— start —

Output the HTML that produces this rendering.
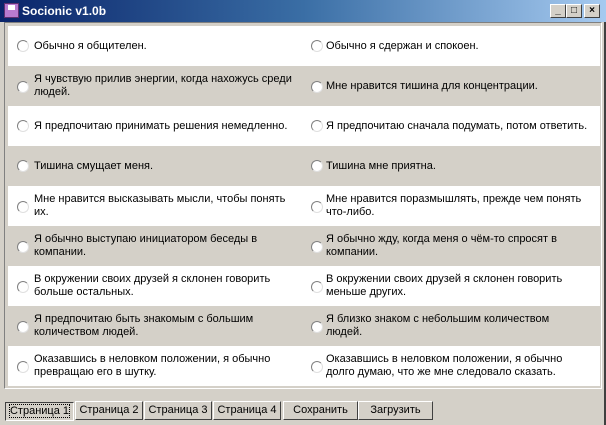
<!DOCTYPE html><html><head><meta charset="utf-8"><style>
*{margin:0;padding:0;box-sizing:border-box}
body{width:606px;height:425px;overflow:hidden;background:#d4d0c8;font-family:"Liberation Sans","DejaVu Sans",sans-serif;font-size:11px;color:#000;position:relative}
.tb{position:absolute;left:0;top:0;width:606px;height:22px;background:linear-gradient(90deg,#0a246a,#3a6ea5 50%,#a6caf0);color:#fff;font-weight:bold;font-size:12px}
.tb span{position:absolute;left:22px;top:4px}
.ic{position:absolute;left:4px;top:3px;width:15px;height:15px;background:#b87bd0;border:1px solid #603070}
.ic:after{content:"";position:absolute;left:3px;top:1px;width:7px;height:5px;background:#fff}
.wb{position:absolute;top:4px;width:16px;height:14px;background:#d4d0c8;border:1px solid;border-color:#fff #404040 #404040 #fff;color:#000;font-size:10px;text-align:center;line-height:12px;font-weight:bold}
.panel{position:absolute;left:4px;top:22px;width:598px;height:367px;border:1px solid;border-color:#808080 #fff #fff #808080}
.row{position:absolute;left:3px;width:592px;height:40px}
.w{background:#fff}
.c{position:absolute;top:0;height:40px;display:flex;align-items:center;line-height:13px}
.r{position:absolute;width:12px;height:12px;border-radius:50%;background:#fff;border:1px solid;border-color:#808080 #e0e0e0 #e0e0e0 #808080}
.btn{position:absolute;height:19px;background:#d4d0c8;border:1px solid;border-color:#fff #404040 #404040 #fff;text-align:center;line-height:16px;font-size:11px}
.win{position:absolute;right:0;top:22px;width:4px;height:403px;border-right:2px solid #404040}
</style></head><body>
<div class="tb"><div class="ic"></div><span>Socionic v1.0b</span>
<div class="wb" style="left:550px">_</div><div class="wb" style="left:566px">□</div><div class="wb" style="left:584px">×</div></div>
<div class="panel">
<div class="row w" style="top:3px"><div class="r" style="left:9px;top:14px"></div><div class="c" style="left:26px">Обычно я общителен.</div><div class="r" style="left:303px;top:14px"></div><div class="c" style="left:318px">Обычно я сдержан и спокоен.</div></div>
<div class="row" style="top:43px"><div class="r" style="left:9px;top:15px"></div><div class="c" style="left:26px;width:270px">Я чувствую прилив энергии, когда нахожусь среди людей.</div><div class="r" style="left:303px;top:15px"></div><div class="c" style="left:318px">Мне нравится тишина для концентрации.</div></div>
<div class="row w" style="top:83px"><div class="r" style="left:9px;top:14px"></div><div class="c" style="left:26px">Я предпочитаю принимать решения немедленно.</div><div class="r" style="left:303px;top:14px"></div><div class="c" style="left:318px">Я предпочитаю сначала подумать, потом ответить.</div></div>
<div class="row" style="top:123px"><div class="r" style="left:9px;top:14px"></div><div class="c" style="left:26px">Тишина смущает меня.</div><div class="r" style="left:303px;top:14px"></div><div class="c" style="left:318px">Тишина мне приятна.</div></div>
<div class="row w" style="top:163px"><div class="r" style="left:9px;top:15px"></div><div class="c" style="left:26px;width:260px">Мне нравится высказывать мысли, чтобы понять их.</div><div class="r" style="left:303px;top:15px"></div><div class="c" style="left:318px;width:270px">Мне нравится поразмышлять, прежде чем понять что-либо.</div></div>
<div class="row" style="top:203px"><div class="r" style="left:9px;top:15px"></div><div class="c" style="left:26px;width:240px">Я обычно выступаю инициатором беседы в компании.</div><div class="r" style="left:303px;top:15px"></div><div class="c" style="left:318px;width:250px">Я обычно жду, когда меня о чём-то спросят в компании.</div></div>
<div class="row w" style="top:243px"><div class="r" style="left:9px;top:15px"></div><div class="c" style="left:26px;width:250px">В окружении своих друзей я склонен говорить больше остальных.</div><div class="r" style="left:303px;top:15px"></div><div class="c" style="left:318px;width:250px">В окружении своих друзей я склонен говорить меньше других.</div></div>
<div class="row" style="top:283px"><div class="r" style="left:9px;top:15px"></div><div class="c" style="left:26px;width:240px">Я предпочитаю быть знакомым с большим количеством людей.</div><div class="r" style="left:303px;top:15px"></div><div class="c" style="left:318px;width:250px">Я близко знаком с небольшим количеством людей.</div></div>
<div class="row w" style="top:323px"><div class="r" style="left:9px;top:15px"></div><div class="c" style="left:26px;width:250px">Оказавшись в неловком положении, я обычно превращаю его в шутку.</div><div class="r" style="left:303px;top:15px"></div><div class="c" style="left:318px;width:255px">Оказавшись в неловком положении, я обычно долго думаю, что же мне следовало сказать.</div></div>
</div>
<div class="btn" style="left:5px;top:402px;width:69px;border-color:#404040 #fff #fff #404040"><span style="outline:1px dotted #000">Страница 1</span></div>
<div class="btn" style="left:75px;top:401px;width:68px">Страница 2</div>
<div class="btn" style="left:144px;top:401px;width:68px">Страница 3</div>
<div class="btn" style="left:213px;top:401px;width:68px">Страница 4</div>
<div class="btn" style="left:283px;top:401px;width:75px">Сохранить</div>
<div class="btn" style="left:358px;top:401px;width:75px">Загрузить</div>
<div class="win"></div>
</body></html>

— end —

## Set exercise
Would you set down the listing exactly, omitting pictures?

## Finished answer
Output the HTML that produces this rendering.
<!DOCTYPE html><html><head><meta charset="utf-8"><style>
*{margin:0;padding:0;box-sizing:border-box}
body{width:606px;height:425px;overflow:hidden;background:#d4d0c8;font-family:"Liberation Sans","DejaVu Sans",sans-serif;font-size:11px;color:#000;position:relative}
.tb{position:absolute;left:0;top:0;width:606px;height:22px;background:linear-gradient(90deg,#0a246a,#3a6ea5 50%,#a6caf0);color:#fff;font-weight:bold;font-size:12px}
.tb span{position:absolute;left:22px;top:4px}
.ic{position:absolute;left:4px;top:3px;width:15px;height:15px;background:#b87bd0;border:1px solid #603070}
.ic:after{content:"";position:absolute;left:3px;top:1px;width:7px;height:5px;background:#fff}
.wb{position:absolute;top:4px;width:16px;height:14px;background:#d4d0c8;border:1px solid;border-color:#fff #404040 #404040 #fff;color:#000;font-size:10px;text-align:center;line-height:12px;font-weight:bold}
.panel{position:absolute;left:4px;top:22px;width:598px;height:367px;border:1px solid;border-color:#808080 #fff #fff #808080}
.row{position:absolute;left:3px;width:592px;height:40px}
.w{background:#fff}
.c{position:absolute;top:0;height:40px;display:flex;align-items:center;line-height:13px}
.r{position:absolute;width:12px;height:12px;border-radius:50%;background:#fff;border:1px solid;border-color:#808080 #e0e0e0 #e0e0e0 #808080}
.btn{position:absolute;height:19px;background:#d4d0c8;border:1px solid;border-color:#fff #404040 #404040 #fff;text-align:center;line-height:16px;font-size:11px}
.win{position:absolute;right:0;top:22px;width:4px;height:403px;border-right:2px solid #404040}
</style></head><body>
<div class="tb"><div class="ic"></div><span>Socionic v1.0b</span>
<div class="wb" style="left:550px">_</div><div class="wb" style="left:566px">□</div><div class="wb" style="left:584px">×</div></div>
<div class="panel">
<div class="row w" style="top:3px"><div class="r" style="left:9px;top:14px"></div><div class="c" style="left:26px">Обычно я общителен.</div><div class="r" style="left:303px;top:14px"></div><div class="c" style="left:318px">Обычно я сдержан и спокоен.</div></div>
<div class="row" style="top:43px"><div class="r" style="left:9px;top:15px"></div><div class="c" style="left:26px;width:270px">Я чувствую прилив энергии, когда нахожусь среди людей.</div><div class="r" style="left:303px;top:15px"></div><div class="c" style="left:318px">Мне нравится тишина для концентрации.</div></div>
<div class="row w" style="top:83px"><div class="r" style="left:9px;top:14px"></div><div class="c" style="left:26px">Я предпочитаю принимать решения немедленно.</div><div class="r" style="left:303px;top:14px"></div><div class="c" style="left:318px">Я предпочитаю сначала подумать, потом ответить.</div></div>
<div class="row" style="top:123px"><div class="r" style="left:9px;top:14px"></div><div class="c" style="left:26px">Тишина смущает меня.</div><div class="r" style="left:303px;top:14px"></div><div class="c" style="left:318px">Тишина мне приятна.</div></div>
<div class="row w" style="top:163px"><div class="r" style="left:9px;top:15px"></div><div class="c" style="left:26px;width:260px">Мне нравится высказывать мысли, чтобы понять их.</div><div class="r" style="left:303px;top:15px"></div><div class="c" style="left:318px;width:270px">Мне нравится поразмышлять, прежде чем понять что-либо.</div></div>
<div class="row" style="top:203px"><div class="r" style="left:9px;top:15px"></div><div class="c" style="left:26px;width:240px">Я обычно выступаю инициатором беседы в компании.</div><div class="r" style="left:303px;top:15px"></div><div class="c" style="left:318px;width:250px">Я обычно жду, когда меня о чём-то спросят в компании.</div></div>
<div class="row w" style="top:243px"><div class="r" style="left:9px;top:15px"></div><div class="c" style="left:26px;width:250px">В окружении своих друзей я склонен говорить больше остальных.</div><div class="r" style="left:303px;top:15px"></div><div class="c" style="left:318px;width:250px">В окружении своих друзей я склонен говорить меньше других.</div></div>
<div class="row" style="top:283px"><div class="r" style="left:9px;top:15px"></div><div class="c" style="left:26px;width:240px">Я предпочитаю быть знакомым с большим количеством людей.</div><div class="r" style="left:303px;top:15px"></div><div class="c" style="left:318px;width:250px">Я близко знаком с небольшим количеством людей.</div></div>
<div class="row w" style="top:323px"><div class="r" style="left:9px;top:15px"></div><div class="c" style="left:26px;width:250px">Оказавшись в неловком положении, я обычно превращаю его в шутку.</div><div class="r" style="left:303px;top:15px"></div><div class="c" style="left:318px;width:255px">Оказавшись в неловком положении, я обычно долго думаю, что же мне следовало сказать.</div></div>
</div>
<div class="btn" style="left:5px;top:402px;width:69px;border-color:#404040 #fff #fff #404040"><span style="outline:1px dotted #000">Страница 1</span></div>
<div class="btn" style="left:75px;top:401px;width:68px">Страница 2</div>
<div class="btn" style="left:144px;top:401px;width:68px">Страница 3</div>
<div class="btn" style="left:213px;top:401px;width:68px">Страница 4</div>
<div class="btn" style="left:283px;top:401px;width:75px">Сохранить</div>
<div class="btn" style="left:358px;top:401px;width:75px">Загрузить</div>
<div class="win"></div>
</body></html>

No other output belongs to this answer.